Re: [PATCH 6.4 800/800] io_uring: Use io_schedule* in cqring wait

[Date Prev][Date Next][Thread Prev][Thread Next][Date Index][Thread Index]

 



On 7/24/23 11:47, Jens Axboe wrote:

It's not a behavioural change, it's a reporting change. There's no
functionality changing here.

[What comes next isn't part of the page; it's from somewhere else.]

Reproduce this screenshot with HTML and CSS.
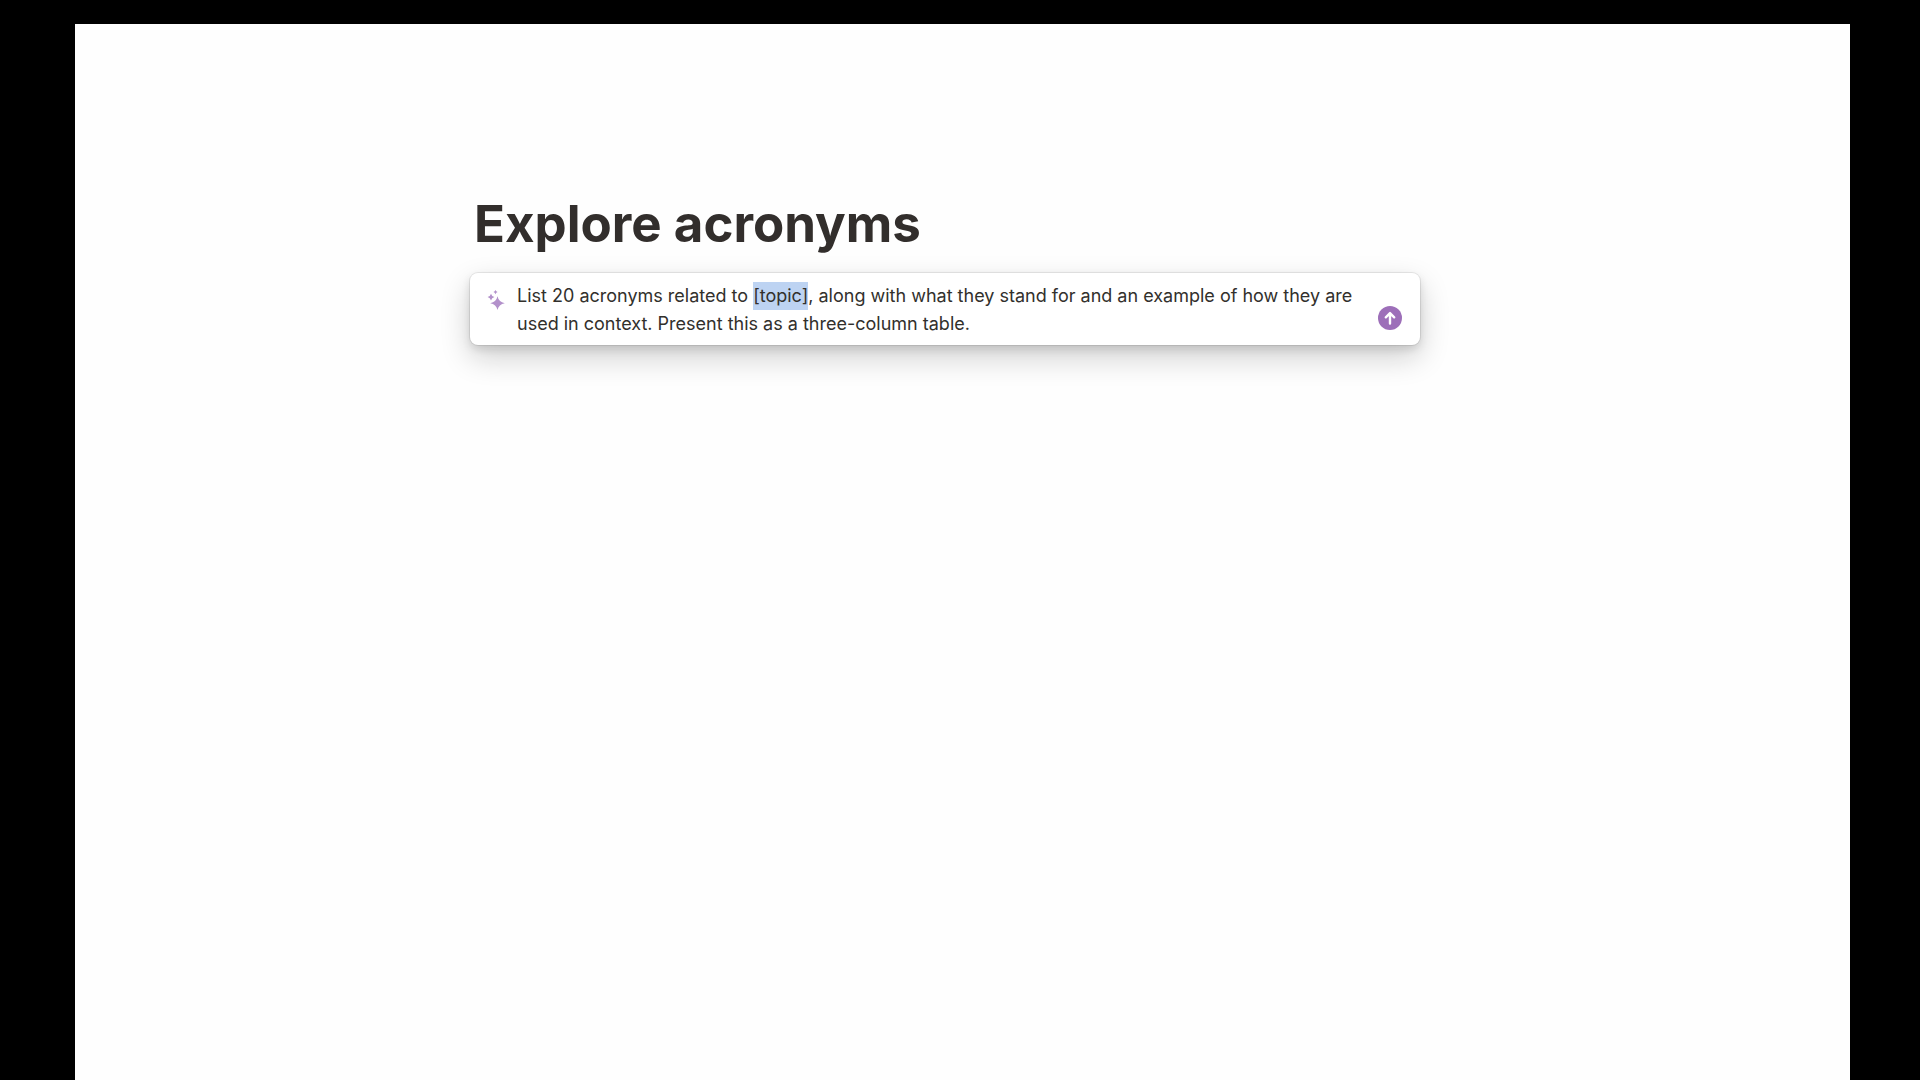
FILE: index.html
```html
<!DOCTYPE html>
<html lang="en">
<head>
<meta charset="UTF-8">
<meta name="viewport" content="width=device-width, initial-scale=1.0">
<title>Explore acronyms</title>
<link rel="stylesheet" href="styles.css">
</head>
<body>
<main class="page">
  <div class="content">
    <h1 class="title">Explore acronyms</h1>
    <form class="prompt" id="promptForm">
      <svg class="sparkles" viewBox="0 0 18 20" aria-hidden="true">
        <path d="M10.500 6.300Q11.700 12.100 17.800 13.300Q11.700 14.500 10.500 20Q9.300 14.500 3.200 13.300Q9.300 12.100 10.500 6.300Z"/>
        <path d="M4 3.700Q4.700 6.400 7.400 7.100Q4.700 7.800 4 10.500Q3.300 7.800 .6 7.100Q3.300 6.400 4 3.700Z"/>
        <path d="M8.500 0Q9 1.600 10.600 2.100Q9 2.600 8.500 4.200Q8 2.600 6.400 2.100Q8 1.600 8.500 0Z"/>
      </svg>
      <textarea class="prompt-text" id="promptText" rows="2" aria-label="Prompt" spellcheck="false" autofocus>List 20 acronyms related to [topic], along with what they stand for and an example of how they are used in context. Present this as a three-column table.</textarea>
      <button class="send" type="submit" aria-label="Send">
        <svg viewBox="0 0 24 24" aria-hidden="true">
          <path d="M12 17.500V7.500M7.800 11.300L12 7.100L16.200 11.300"/>
        </svg>
      </button>
    </form>
  </div>
</main>

<script>
    const promptForm = document.getElementById('promptForm');
    const promptText = document.getElementById('promptText');

    // Select the placeholder so typing replaces it
    const start = promptText.value.indexOf('[topic]');
    promptText.focus();
    promptText.setSelectionRange(start, start + '[topic]'.length);

    promptForm.addEventListener('submit', (event) => {
        event.preventDefault();
    });
</script>
</body>
</html>
```

FILE: styles.css
```css
* {
  box-sizing: border-box;
}
body {
  margin: 0;
  padding: 24px 70px 0 75px;
  min-height: 100vh;
  display: flex;
  background-color: #000000;
  font-family: Inter, "Liberation Sans", sans-serif;
  color: #37352f;
}
.page {
  flex: 1;
  padding: 168px 24px 0;
  background-color: #fefefe;
}
.content {
  max-width: 985px;
  margin: 0 auto;
  padding-right: 35px;
}
.title {
  margin: 0;
  padding-left: 4px;
  font-size: 51px;
  line-height: 64px;
  font-weight: 700;
  color: #322e2c;
}
.prompt {
  display: flex;
  align-items: flex-start;
  margin-top: 17px;
  padding: 9px 18px 7px 17px;
  border-radius: 8px;
  background-color: #ffffff;
  box-shadow: 0 0 0 1px rgba(15, 15, 15, 0.08), 0 4px 8px rgba(15, 15, 15, 0.12), 0 12px 30px rgba(15, 15, 15, 0.2);
}
.sparkles {
  flex: none;
  width: 18px;
  height: 20px;
  margin-top: 8px;
  fill: #b391cb;
}
.prompt-text {
  flex: 1;
  min-width: 0;
  height: 56px;
  margin: 0 8px 0 12px;
  padding: 0;
  border: 0;
  outline: 0;
  resize: none;
  overflow: hidden;
  background: transparent;
  font-family: inherit;
  font-size: 18px;
  line-height: 28px;
  color: #32302c;
}
.prompt-text::selection {
  background-color: #bdd3f2;
  color: #32302c;
}
.send {
  flex: none;
  align-self: flex-end;
  width: 24px;
  height: 24px;
  margin-bottom: 8px;
  padding: 0;
  border: 0;
  border-radius: 50%;
  background-color: #9d6fb9;
  cursor: pointer;
}
.send svg {
  display: block;
  width: 24px;
  height: 24px;
  fill: none;
  stroke: #ffffff;
  stroke-width: 2.4;
  stroke-linecap: round;
  stroke-linejoin: round;
}
```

That said, I do think we should narrow it a
bit so we're only marked as in iowait if the task waiting has pending
IO. That should still satisfy the initial problem, and it won't flag
iowait on mariadb like cases where they have someone else just
perpetually waiting on requests.

As a side effect, this also removes the flush that wasn't at all
necessary on io_uring.

If folks are able to test the below, that would be appreciated.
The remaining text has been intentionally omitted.